Proudhon ended up, then, at the communist idea—although, in his horror of authority, he had battled energetically as we know the communists in the manner of Cabet or Blanqui.
Proudhon was an anti-authoritarian, anti-statist communist, a federalist communist. Was he a communist without knowing it?
Non, he suspected it, and he said it, at least once.
In his famous letter to Marx, May 17, 1846 (published for the first time in the Correspondence), he wrote :
I myself put the problem in this way: to bring about the return to society, by an economic combination, of the wealth which was withdrawn from society by another economic combination. In other words, through Political Economy to turn the theory of Property against Property in such a way as to engender what you German socialists call community and what I will limit myself for the moment to calling libertyor equality.
Liberty and equality: that is how Proudhon formulated his social ideal; and that is the same, he said, as what Marx and his friends call community.
We must believe him.
La Vie ouvrière, n°46-47 (August 20-September 5, 1911): 307-312.
[Working translation by Shawn P. Wilbur, with passages from The System of Economic Contradictions taken from Benjamin R. Tucker’s edition.]
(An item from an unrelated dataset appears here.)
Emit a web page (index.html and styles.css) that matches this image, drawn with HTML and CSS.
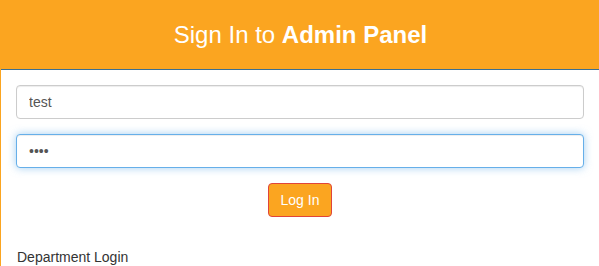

 Proudhon’s book against property (What is Property?) was the first socialist expression, of historical importance, which issued from the proletariat. Marx knew that book before coming to Paris, and it was like a revelation for him (eine Art Offenbarung)… The writing of Proudhon impressed him, by its careful and substantial language, its penetrating dissection of jurisprudence and bourgeois political economy by the boldness with which it subjected property to a critical analysis, and, especially, because that writing was the work of a proletarian. (Franz Mehring, Gesammelte Schriften von Karl Marx und Friedrich Engels, II, pages 11-12, 1902.)